Hays Police Chief Don Scheibler says a mischaracterization of this incident as a “raid” resulted in the story being spread worldwide. That being said, the son of the man at the center of this case says more needs to be done in Kansas to help terminally ill patients.

“Kansas really needs to legalize medical marijuana and help those who actually need it,” Lee Bretz, the son of 69-year-old Greg Bretz, said.

Chief Scheibler says that on Dec. 19, officers were called to HaysMed after staff caught Greg using THC-infused products in his hospital room.

“They were concerned about the potential fire hazard, but more importantly, they were also concerned about how it made him feel sick,” Chief Scheibler said.

Lee says his father is terminally ill—his cancer is now inoperable.

“So the chemo hadn’t been too kind to him, so he’s been exploring some other options, and it seemed to be helping him out a little bit, but that all went south when he got turned in by one of the hospital staff,” Lee said.

The hospital confiscated those products before turning them over to the police.
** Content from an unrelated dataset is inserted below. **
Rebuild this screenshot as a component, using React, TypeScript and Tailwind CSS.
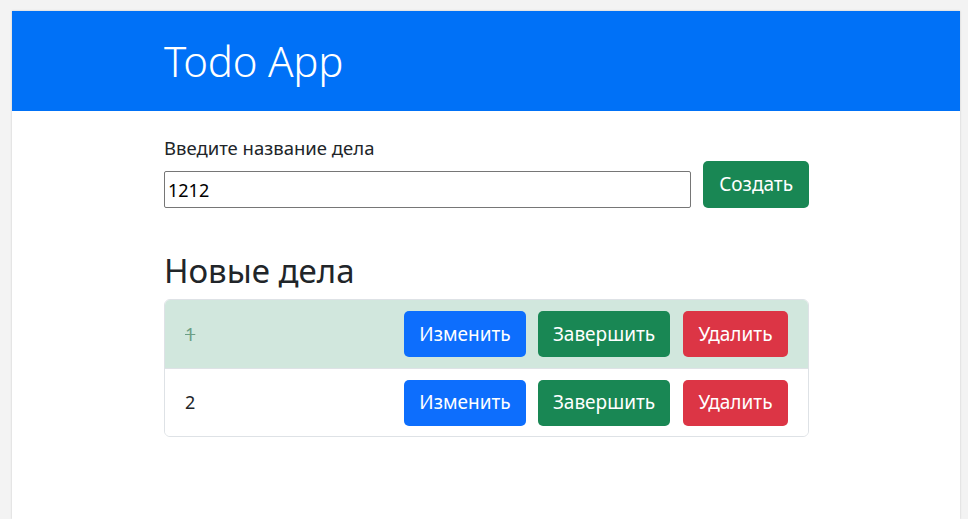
import React, { useState } from 'react'

type Todo = { id: number; title: string; done: boolean }

export default function App() {
  const [value, setValue] = useState('1212')
  const [todos] = useState<Todo[]>([
    { id: 1, title: '1', done: true },
    { id: 2, title: '2', done: false },
  ])

  return (
    <div className="min-h-screen bg-[#f3f3f3] pt-[11px] pl-[12px] pr-[8px]"
      style={{ fontFamily: "'Noto Sans', 'Open Sans', sans-serif" }}>
      <div className="min-h-[508px] bg-white shadow-[0_0_2px_rgba(0,0,0,0.18)]">
        {/* ── Header ── */}
        <header className="h-[100px] bg-[#0071f7] flex items-center">
          <div className="w-[644px] ml-[152px]">
            <h1 className="text-white text-[42px] font-light leading-none tracking-[-0.2px]">Todo App</h1>
          </div>
        </header>

        {/* ── Content ── */}
        <div className="w-[645px] ml-[152px] pt-[24px]">
          <label className="block text-[18.5px] text-[#212529] leading-[26px]">
            Введите название дела
          </label>
          <div className="flex items-end gap-[12px]">
            <input
              value={value}
              onChange={e => setValue(e.target.value)}
              className="w-[528px] h-[37px] border border-[#767676] rounded-[2px] px-[3px] text-[18px] text-black outline-none"
            />
            <button className="h-[47px] px-[16px] bg-[#198754] text-white text-[19px] rounded-[5px]">
              Создать
            </button>
          </div>

          <h2 className="mt-[43px] text-[33px] text-[#212529] leading-[40px] mb-[8px]">Новые дела</h2>

          <ul className="border border-[#dee2e6] rounded-[6px] overflow-hidden">
            {todos.map((t, i) => (
              <li key={t.id}
                className={`h-[68px] flex items-center pl-[20px] pr-[20px] ${i > 0 ? 'border-t' : ''} ${t.done ? 'bg-[#d1e7dd] border-[#b4cfc2]' : 'bg-white border-[#dee2e6]'}`}>
                <span className={`flex-1 text-[18px] ${t.done ? 'line-through text-[#6b9e85]' : 'text-[#212529]'}`}>
                  {t.title}
                </span>
                <div className="flex gap-[12px]">
                  <button className="h-[46px] w-[122px] bg-[#0d6efd] text-white text-[19px] rounded-[5px]">Изменить</button>
                  <button className="h-[46px] w-[132px] bg-[#198754] text-white text-[19px] rounded-[5px]">Завершить</button>
                  <button className="h-[46px] w-[105px] bg-[#dc3545] text-white text-[19px] rounded-[5px] ml-[1px]">Удалить</button>
                </div>
              </li>
            ))}
          </ul>
        </div>
      </div>
    </div>
  )
}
Although Greg was not arrested, he was issued a ticket.

“The officer, as he was leaving the building, he didn’t feel comfortable writing the ticket,” Chief Scheibler said. “That day, the officer sent an email to the city prosecutor requesting that the charge be dismissed.”

Due to the holidays, that charge was dismissed on Tuesday, eight days after the initial incident. However, Lee says it’s just not enough.

“Well, it makes me feel good, but it still don’t stop the fact that, you know, the damage is done to him,” Lee said. “We just want the best for our loved ones, you know.”

Chief Scheibler says while the conversation surrounding medical marijuana must continue, he emphasizes the officers involved acted in accordance with state and city law.

“We shouldn’t have laws on the books that we don’t want enforced, and if we want us to be compassionate, if we want us to help people, we have to address this issue in some fashion,” Chief Scheibler said.

As for those threats, the Hays Police Department says it isn’t concerned of any immediate danger but is keeping an eye on the situation.